Task data:
------------------------------------------------------------

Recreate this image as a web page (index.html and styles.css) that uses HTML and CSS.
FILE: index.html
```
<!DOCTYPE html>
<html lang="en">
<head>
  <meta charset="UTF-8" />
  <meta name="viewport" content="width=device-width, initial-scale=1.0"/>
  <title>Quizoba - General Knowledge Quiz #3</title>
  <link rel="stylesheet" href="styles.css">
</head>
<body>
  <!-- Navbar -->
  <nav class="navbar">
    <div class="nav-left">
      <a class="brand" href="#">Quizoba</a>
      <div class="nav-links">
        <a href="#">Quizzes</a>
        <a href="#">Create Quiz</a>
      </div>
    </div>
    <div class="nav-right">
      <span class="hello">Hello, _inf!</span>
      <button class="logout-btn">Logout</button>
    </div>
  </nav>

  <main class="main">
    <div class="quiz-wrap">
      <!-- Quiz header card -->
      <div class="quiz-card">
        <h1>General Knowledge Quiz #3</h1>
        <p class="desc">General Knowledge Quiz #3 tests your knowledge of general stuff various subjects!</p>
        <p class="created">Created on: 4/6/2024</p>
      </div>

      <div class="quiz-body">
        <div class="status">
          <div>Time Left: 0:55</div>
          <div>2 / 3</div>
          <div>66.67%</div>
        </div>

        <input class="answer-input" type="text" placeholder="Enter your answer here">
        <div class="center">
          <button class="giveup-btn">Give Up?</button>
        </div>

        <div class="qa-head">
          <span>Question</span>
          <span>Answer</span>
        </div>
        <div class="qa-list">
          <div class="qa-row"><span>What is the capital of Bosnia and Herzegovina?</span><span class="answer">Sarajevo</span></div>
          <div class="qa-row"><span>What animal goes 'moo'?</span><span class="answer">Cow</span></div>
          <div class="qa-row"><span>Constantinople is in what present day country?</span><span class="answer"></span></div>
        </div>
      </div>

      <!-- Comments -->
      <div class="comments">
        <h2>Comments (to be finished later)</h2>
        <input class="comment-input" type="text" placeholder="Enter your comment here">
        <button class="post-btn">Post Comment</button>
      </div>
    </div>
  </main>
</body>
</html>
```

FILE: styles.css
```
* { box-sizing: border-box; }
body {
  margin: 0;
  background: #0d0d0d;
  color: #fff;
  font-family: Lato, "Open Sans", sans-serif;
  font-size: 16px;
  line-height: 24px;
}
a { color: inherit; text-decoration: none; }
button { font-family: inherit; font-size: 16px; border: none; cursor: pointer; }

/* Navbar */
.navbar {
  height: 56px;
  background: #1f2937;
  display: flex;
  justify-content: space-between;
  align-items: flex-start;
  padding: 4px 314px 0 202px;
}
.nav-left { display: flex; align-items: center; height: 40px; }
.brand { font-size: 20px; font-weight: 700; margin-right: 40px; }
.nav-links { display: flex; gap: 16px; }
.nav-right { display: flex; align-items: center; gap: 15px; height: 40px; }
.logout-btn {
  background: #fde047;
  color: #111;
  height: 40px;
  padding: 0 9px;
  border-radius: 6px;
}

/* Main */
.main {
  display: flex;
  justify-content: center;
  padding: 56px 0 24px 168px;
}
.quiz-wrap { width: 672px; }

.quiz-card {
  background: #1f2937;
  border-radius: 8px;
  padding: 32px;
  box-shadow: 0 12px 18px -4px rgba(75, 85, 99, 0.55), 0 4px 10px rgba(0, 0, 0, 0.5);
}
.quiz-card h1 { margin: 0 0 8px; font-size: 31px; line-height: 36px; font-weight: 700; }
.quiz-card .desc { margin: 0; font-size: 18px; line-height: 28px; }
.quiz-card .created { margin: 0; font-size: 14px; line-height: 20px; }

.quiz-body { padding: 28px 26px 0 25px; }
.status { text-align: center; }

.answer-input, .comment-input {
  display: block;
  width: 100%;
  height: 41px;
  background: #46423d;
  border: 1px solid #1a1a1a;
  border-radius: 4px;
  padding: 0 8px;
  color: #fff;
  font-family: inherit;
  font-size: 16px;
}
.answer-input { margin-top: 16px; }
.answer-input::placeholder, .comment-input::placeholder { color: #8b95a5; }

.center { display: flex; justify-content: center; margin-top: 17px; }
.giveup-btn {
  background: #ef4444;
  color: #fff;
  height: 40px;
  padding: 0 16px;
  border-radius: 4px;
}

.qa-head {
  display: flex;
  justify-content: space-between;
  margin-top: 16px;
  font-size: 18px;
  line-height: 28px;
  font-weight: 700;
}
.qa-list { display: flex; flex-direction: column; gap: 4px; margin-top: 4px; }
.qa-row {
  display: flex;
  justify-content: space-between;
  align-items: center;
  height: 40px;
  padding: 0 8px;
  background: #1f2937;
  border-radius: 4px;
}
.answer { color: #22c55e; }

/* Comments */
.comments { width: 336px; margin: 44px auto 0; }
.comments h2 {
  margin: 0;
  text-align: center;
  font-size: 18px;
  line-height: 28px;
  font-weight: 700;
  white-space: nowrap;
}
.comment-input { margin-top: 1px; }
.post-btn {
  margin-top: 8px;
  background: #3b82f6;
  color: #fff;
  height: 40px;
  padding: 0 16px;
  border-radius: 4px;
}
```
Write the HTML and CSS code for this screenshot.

------------------------------------------------------------

Short task: The listing above must be transcribed exactly, line by line.

Solution:
Recreate this image as a web page (index.html and styles.css) that uses HTML and CSS.
FILE: index.html
```
<!DOCTYPE html>
<html lang="en">
<head>
  <meta charset="UTF-8" />
  <meta name="viewport" content="width=device-width, initial-scale=1.0"/>
  <title>Quizoba - General Knowledge Quiz #3</title>
  <link rel="stylesheet" href="styles.css">
</head>
<body>
  <!-- Navbar -->
  <nav class="navbar">
    <div class="nav-left">
      <a class="brand" href="#">Quizoba</a>
      <div class="nav-links">
        <a href="#">Quizzes</a>
        <a href="#">Create Quiz</a>
      </div>
    </div>
    <div class="nav-right">
      <span class="hello">Hello, _inf!</span>
      <button class="logout-btn">Logout</button>
    </div>
  </nav>

  <main class="main">
    <div class="quiz-wrap">
      <!-- Quiz header card -->
      <div class="quiz-card">
        <h1>General Knowledge Quiz #3</h1>
        <p class="desc">General Knowledge Quiz #3 tests your knowledge of general stuff various subjects!</p>
        <p class="created">Created on: 4/6/2024</p>
      </div>

      <div class="quiz-body">
        <div class="status">
          <div>Time Left: 0:55</div>
          <div>2 / 3</div>
          <div>66.67%</div>
        </div>

        <input class="answer-input" type="text" placeholder="Enter your answer here">
        <div class="center">
          <button class="giveup-btn">Give Up?</button>
        </div>

        <div class="qa-head">
          <span>Question</span>
          <span>Answer</span>
        </div>
        <div class="qa-list">
          <div class="qa-row"><span>What is the capital of Bosnia and Herzegovina?</span><span class="answer">Sarajevo</span></div>
          <div class="qa-row"><span>What animal goes 'moo'?</span><span class="answer">Cow</span></div>
          <div class="qa-row"><span>Constantinople is in what present day country?</span><span class="answer"></span></div>
        </div>
      </div>

      <!-- Comments -->
      <div class="comments">
        <h2>Comments (to be finished later)</h2>
        <input class="comment-input" type="text" placeholder="Enter your comment here">
        <button class="post-btn">Post Comment</button>
      </div>
    </div>
  </main>
</body>
</html>
```

FILE: styles.css
```
* { box-sizing: border-box; }
body {
  margin: 0;
  background: #0d0d0d;
  color: #fff;
  font-family: Lato, "Open Sans", sans-serif;
  font-size: 16px;
  line-height: 24px;
}
a { color: inherit; text-decoration: none; }
button { font-family: inherit; font-size: 16px; border: none; cursor: pointer; }

/* Navbar */
.navbar {
  height: 56px;
  background: #1f2937;
  display: flex;
  justify-content: space-between;
  align-items: flex-start;
  padding: 4px 314px 0 202px;
}
.nav-left { display: flex; align-items: center; height: 40px; }
.brand { font-size: 20px; font-weight: 700; margin-right: 40px; }
.nav-links { display: flex; gap: 16px; }
.nav-right { display: flex; align-items: center; gap: 15px; height: 40px; }
.logout-btn {
  background: #fde047;
  color: #111;
  height: 40px;
  padding: 0 9px;
  border-radius: 6px;
}

/* Main */
.main {
  display: flex;
  justify-content: center;
  padding: 56px 0 24px 168px;
}
.quiz-wrap { width: 672px; }

.quiz-card {
  background: #1f2937;
  border-radius: 8px;
  padding: 32px;
  box-shadow: 0 12px 18px -4px rgba(75, 85, 99, 0.55), 0 4px 10px rgba(0, 0, 0, 0.5);
}
.quiz-card h1 { margin: 0 0 8px; font-size: 31px; line-height: 36px; font-weight: 700; }
.quiz-card .desc { margin: 0; font-size: 18px; line-height: 28px; }
.quiz-card .created { margin: 0; font-size: 14px; line-height: 20px; }

.quiz-body { padding: 28px 26px 0 25px; }
.status { text-align: center; }

.answer-input, .comment-input {
  display: block;
  width: 100%;
  height: 41px;
  background: #46423d;
  border: 1px solid #1a1a1a;
  border-radius: 4px;
  padding: 0 8px;
  color: #fff;
  font-family: inherit;
  font-size: 16px;
}
.answer-input { margin-top: 16px; }
.answer-input::placeholder, .comment-input::placeholder { color: #8b95a5; }

.center { display: flex; justify-content: center; margin-top: 17px; }
.giveup-btn {
  background: #ef4444;
  color: #fff;
  height: 40px;
  padding: 0 16px;
  border-radius: 4px;
}

.qa-head {
  display: flex;
  justify-content: space-between;
  margin-top: 16px;
  font-size: 18px;
  line-height: 28px;
  font-weight: 700;
}
.qa-list { display: flex; flex-direction: column; gap: 4px; margin-top: 4px; }
.qa-row {
  display: flex;
  justify-content: space-between;
  align-items: center;
  height: 40px;
  padding: 0 8px;
  background: #1f2937;
  border-radius: 4px;
}
.answer { color: #22c55e; }

/* Comments */
.comments { width: 336px; margin: 44px auto 0; }
.comments h2 {
  margin: 0;
  text-align: center;
  font-size: 18px;
  line-height: 28px;
  font-weight: 700;
  white-space: nowrap;
}
.comment-input { margin-top: 1px; }
.post-btn {
  margin-top: 8px;
  background: #3b82f6;
  color: #fff;
  height: 40px;
  padding: 0 16px;
  border-radius: 4px;
}
```
Write the HTML and CSS code for this screenshot.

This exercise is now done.